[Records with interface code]
#####
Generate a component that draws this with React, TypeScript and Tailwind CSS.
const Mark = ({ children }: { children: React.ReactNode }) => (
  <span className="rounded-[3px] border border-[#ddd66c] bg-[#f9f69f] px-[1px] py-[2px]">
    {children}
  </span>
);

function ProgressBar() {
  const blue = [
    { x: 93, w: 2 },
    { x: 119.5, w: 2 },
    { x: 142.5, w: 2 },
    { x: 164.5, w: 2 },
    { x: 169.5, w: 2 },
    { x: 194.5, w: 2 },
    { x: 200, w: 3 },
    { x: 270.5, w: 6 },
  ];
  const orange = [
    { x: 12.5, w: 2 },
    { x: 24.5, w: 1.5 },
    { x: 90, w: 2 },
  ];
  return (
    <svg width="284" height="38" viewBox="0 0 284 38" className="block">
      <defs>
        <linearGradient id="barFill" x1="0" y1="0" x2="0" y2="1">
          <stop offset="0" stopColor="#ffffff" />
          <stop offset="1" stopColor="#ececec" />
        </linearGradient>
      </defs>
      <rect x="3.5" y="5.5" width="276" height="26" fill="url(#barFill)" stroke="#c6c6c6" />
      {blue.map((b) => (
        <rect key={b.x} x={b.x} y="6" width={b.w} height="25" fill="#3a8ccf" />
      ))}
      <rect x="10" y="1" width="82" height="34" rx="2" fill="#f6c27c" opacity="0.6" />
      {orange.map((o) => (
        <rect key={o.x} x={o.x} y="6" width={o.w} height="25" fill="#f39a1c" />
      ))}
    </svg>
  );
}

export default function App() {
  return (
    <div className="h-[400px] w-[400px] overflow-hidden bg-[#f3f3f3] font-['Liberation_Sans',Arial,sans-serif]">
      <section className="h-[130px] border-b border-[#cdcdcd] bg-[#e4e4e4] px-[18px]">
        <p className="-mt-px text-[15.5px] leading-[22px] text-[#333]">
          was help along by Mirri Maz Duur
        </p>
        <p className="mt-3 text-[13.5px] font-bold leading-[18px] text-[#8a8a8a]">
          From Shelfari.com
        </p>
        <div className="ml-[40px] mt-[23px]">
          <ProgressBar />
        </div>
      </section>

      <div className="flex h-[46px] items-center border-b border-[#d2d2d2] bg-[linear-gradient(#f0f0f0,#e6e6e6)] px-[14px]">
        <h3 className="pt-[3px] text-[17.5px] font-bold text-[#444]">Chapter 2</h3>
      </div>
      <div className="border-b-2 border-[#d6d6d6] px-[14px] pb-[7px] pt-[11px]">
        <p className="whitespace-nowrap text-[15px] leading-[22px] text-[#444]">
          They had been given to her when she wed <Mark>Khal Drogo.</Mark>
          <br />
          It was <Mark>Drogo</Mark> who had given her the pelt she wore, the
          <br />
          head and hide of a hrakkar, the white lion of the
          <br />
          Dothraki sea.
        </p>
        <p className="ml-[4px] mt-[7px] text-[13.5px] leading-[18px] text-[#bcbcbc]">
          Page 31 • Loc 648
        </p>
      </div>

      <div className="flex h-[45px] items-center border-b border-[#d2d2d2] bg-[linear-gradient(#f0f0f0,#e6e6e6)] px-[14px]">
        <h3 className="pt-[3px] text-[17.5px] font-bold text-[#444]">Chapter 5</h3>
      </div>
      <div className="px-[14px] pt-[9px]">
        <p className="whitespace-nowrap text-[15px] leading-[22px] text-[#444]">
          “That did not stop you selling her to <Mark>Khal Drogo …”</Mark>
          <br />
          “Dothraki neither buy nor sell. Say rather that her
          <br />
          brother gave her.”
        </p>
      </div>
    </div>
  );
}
#####
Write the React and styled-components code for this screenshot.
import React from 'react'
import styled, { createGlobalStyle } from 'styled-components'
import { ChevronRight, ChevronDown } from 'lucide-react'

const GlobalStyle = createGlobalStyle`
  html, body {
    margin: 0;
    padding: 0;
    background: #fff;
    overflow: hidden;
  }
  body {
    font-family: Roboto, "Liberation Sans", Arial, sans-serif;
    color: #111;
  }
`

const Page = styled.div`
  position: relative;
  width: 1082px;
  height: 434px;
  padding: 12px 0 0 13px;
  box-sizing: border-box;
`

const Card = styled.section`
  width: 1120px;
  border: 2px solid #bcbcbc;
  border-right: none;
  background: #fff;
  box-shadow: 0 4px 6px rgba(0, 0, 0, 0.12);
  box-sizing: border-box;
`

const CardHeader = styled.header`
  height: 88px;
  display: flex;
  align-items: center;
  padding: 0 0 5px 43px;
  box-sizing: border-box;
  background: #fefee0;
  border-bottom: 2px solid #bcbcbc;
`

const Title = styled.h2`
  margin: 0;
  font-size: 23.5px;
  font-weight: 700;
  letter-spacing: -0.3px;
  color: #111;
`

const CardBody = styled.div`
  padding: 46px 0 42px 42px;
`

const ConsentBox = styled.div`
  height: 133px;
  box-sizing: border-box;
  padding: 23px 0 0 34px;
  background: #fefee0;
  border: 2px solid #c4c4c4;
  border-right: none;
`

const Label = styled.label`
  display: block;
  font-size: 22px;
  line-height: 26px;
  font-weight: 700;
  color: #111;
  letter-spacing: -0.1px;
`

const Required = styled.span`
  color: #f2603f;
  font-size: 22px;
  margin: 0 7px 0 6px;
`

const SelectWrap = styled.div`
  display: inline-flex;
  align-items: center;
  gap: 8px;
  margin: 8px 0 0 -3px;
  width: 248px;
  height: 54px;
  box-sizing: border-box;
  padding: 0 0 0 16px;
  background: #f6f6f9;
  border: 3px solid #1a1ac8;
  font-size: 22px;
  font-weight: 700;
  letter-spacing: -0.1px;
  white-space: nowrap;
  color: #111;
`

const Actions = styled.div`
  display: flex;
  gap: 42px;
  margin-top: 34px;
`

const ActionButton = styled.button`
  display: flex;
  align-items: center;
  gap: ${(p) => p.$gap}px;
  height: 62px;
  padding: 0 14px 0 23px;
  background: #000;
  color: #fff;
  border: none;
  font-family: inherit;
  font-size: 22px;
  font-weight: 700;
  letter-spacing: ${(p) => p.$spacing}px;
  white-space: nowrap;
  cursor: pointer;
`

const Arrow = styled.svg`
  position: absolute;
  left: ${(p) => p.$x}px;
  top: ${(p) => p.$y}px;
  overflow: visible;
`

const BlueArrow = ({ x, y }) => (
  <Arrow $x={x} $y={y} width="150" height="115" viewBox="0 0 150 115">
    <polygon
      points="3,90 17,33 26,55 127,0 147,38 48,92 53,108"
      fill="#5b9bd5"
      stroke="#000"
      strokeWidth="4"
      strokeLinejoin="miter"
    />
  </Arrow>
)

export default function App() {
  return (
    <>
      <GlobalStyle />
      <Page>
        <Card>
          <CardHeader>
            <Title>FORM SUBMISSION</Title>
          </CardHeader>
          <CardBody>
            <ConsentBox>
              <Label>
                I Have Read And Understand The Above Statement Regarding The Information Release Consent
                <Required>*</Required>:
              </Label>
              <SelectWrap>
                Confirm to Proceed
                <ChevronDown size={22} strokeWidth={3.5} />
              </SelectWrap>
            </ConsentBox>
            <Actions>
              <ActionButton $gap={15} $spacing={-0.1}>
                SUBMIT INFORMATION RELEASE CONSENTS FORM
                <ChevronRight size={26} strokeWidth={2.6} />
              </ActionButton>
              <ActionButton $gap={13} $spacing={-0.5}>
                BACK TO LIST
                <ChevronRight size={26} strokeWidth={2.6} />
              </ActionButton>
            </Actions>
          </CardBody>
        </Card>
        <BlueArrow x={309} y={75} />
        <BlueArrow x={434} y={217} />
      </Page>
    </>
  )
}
#####
EXERCISE: Scan the listing above for the word "this" and copy every line that holds it.

FULL SOLUTION:
Generate a component that draws this with React, TypeScript and Tailwind CSS.
Write the React and styled-components code for this screenshot.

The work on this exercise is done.